The budget allocated by the government to subsidy maritime highway transportation, which includes pioneering sea transportation and cattle shipping, is expected to benefit the citizens of eastern Indonesia. Eastern Indonesia still needs to be optimised so that it can contribute to western Indonesia and Indonesia’s economy. However, basic needs of the citizens such as food, clothing, and housing must still be fulfilled with prices that are not so different with western Indonesia. This is where the importance of justice comes in. Without differentiating any regions, maritime highway must be implemented without omitting supervision and evaluation so that it can be more effective in the future.

According to the Sea Transportation Director General of the Transportation ministry R. Agus H. Purnomo, all sea transportations subsidised by the government is part of the maritime highway fleet, and it should be able to provide the best benefit for national economic development.

“Maritime highway does not only transport goods but all elements of the subsidised fleet, such as maritime highway ships for logistics, pioneering ships, as well as cattle ships, are all part of the maritime highway fleet that must synergise and benefit a wide range of citizens,” Director General Agus Purnomo explained in Jakarta.

Agus continued that, for the operation of maritime highway, all maritime highway fleet, including maritime highway ships for logistics, pioneering ships, as well as cattle ships, must synergise and cooperate with one another. As an example, he mentioned that from 2019 all routes of maritime highway ships for logistics were to be connected to pioneering ships. This connectivity is established to address the issue regarding dock size and capability in eastern Indonesia, as well as effects of extreme weather during shipping.

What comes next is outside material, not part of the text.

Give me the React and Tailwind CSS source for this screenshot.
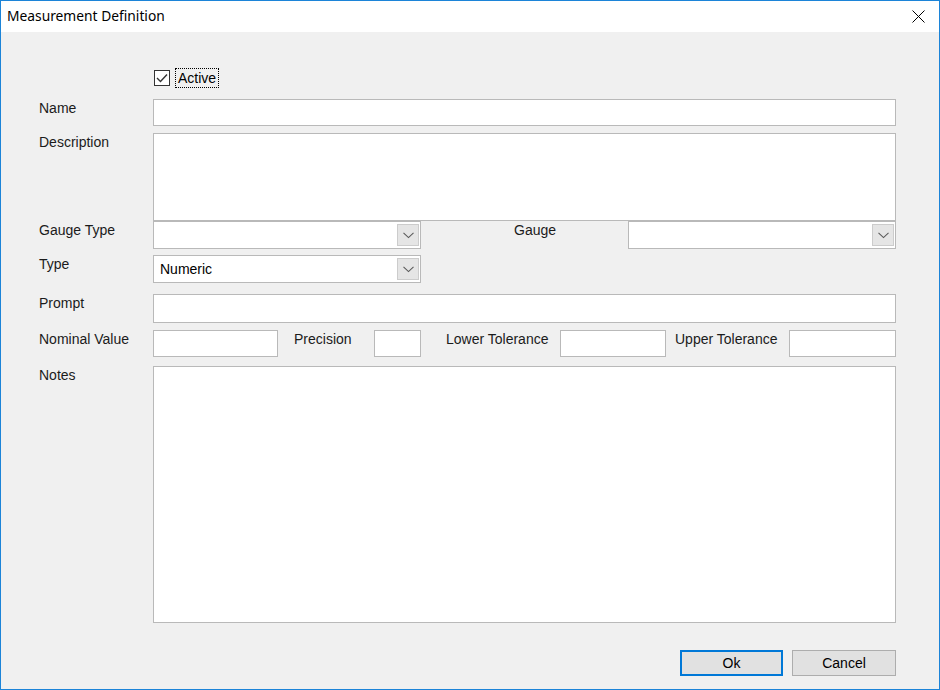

“The principle is that all goods transported by the maritime highway fleet for logistics have to be able to enter or reach ports in T3P islands, as long as there is [a terminal] for cargos [going] in and out,” Agus Purnomo said.

According to Sea Transportation Director General R. Agus H. Purnomo, after the maritime highway program is planned by Jokowi administration in 2014, sea transportation routes are assigned to be served by PT Pelayaran Nasional Indonesia (Persero). The assignment is stated in Presidential Regulation Number 106 of 2015 on Organization of Public Service Obligation for Goods Transportation at Sea, followed by the publications of Transportation Minister Regulation Number PM 161 of 2015 on 16 October 2015 on Public Service Obligation for Marine Cargo and Transportation Minister Regulation Number PM 168 of 2015 on Sea Freight Rates in Order to do Public Service Obligation.

In relation with the evaluation of maritime highway program, Agus said that issues that still surface in maritime highway implementation was related to the return capacity of maritime highway ships from a number of regions in eastern Indonesia, which was empty.

As what has been said by Transportation Minister Budi Karya Sumadi when he was accompanying President Jokowi during his working visit to Kupang some time ago, until now, maritime highway ships which transported containers from Jakarta and Surabaya would be relatively empty or only filled around 20% to 30% capacity during return trip.

In relation with maritime highway cargo, involved ministries and institutions, including regional governments, must further optimise the potential load and the local policies in certain regions. Meanwhile, if a maritime highway cargo turns out to be prohibited, there should be supervision from when the cargo was loaded to when it was received. Until now, shipping companies only receive goods in crates or cargos sealed by the owner so that it is impossible to know the content of the crate for sure.

Thus, the main problems faced by maritime highway implementation are not at the ships or the shipping companies as operators, but at the lack of return capacity which needs a cross-sector coordination.

Besides that, still in relation with maritime highway evaluation, Transportation Ministry Budi Karya Sumadi said that, in the future, the Transportation Ministry will optimise maritime highway implementation, including evaluations for pioneering ships and cattle ships.

According to Budi Karya, currently, maritime highway program, pioneering ships, and cattle ships have been implemented well. Until now, the cattle volume has reached 46,000 tons and it is set to reach 70,000 tons this year.

In the future, livestock products can be shipped in a frozen state to anticipate empty maritime highway capacity during the return trip to Jakarta, Transportation Minister Budi stated.

The Transportation Minister also stated the importance of involving Small Medium-Sized Enterprises (SME) for the government’s plan of transporting livestock products from NTT (East Nusa Tenggara).

Meanwhile, according to the Transportation Minister, maritime highway ships and pioneering ships will be utilised for commercial routes, thus ships will still be operational without subsidy while maintaining affordable prices for the citizens. It is currently being considered and calculated by the Transportation Ministry and the Sea Transportation Directorate General so that citizens will still be able to enjoy the benefits.

Besides that, the government will present an award and a high appreciation for maritime highway ship operators such as PT Pelni, PT ASDP, PT Djakarta Lloyd and PT Pelabuhan Indonesia which have helped the implementation of the maritime highway program to go well and smooth.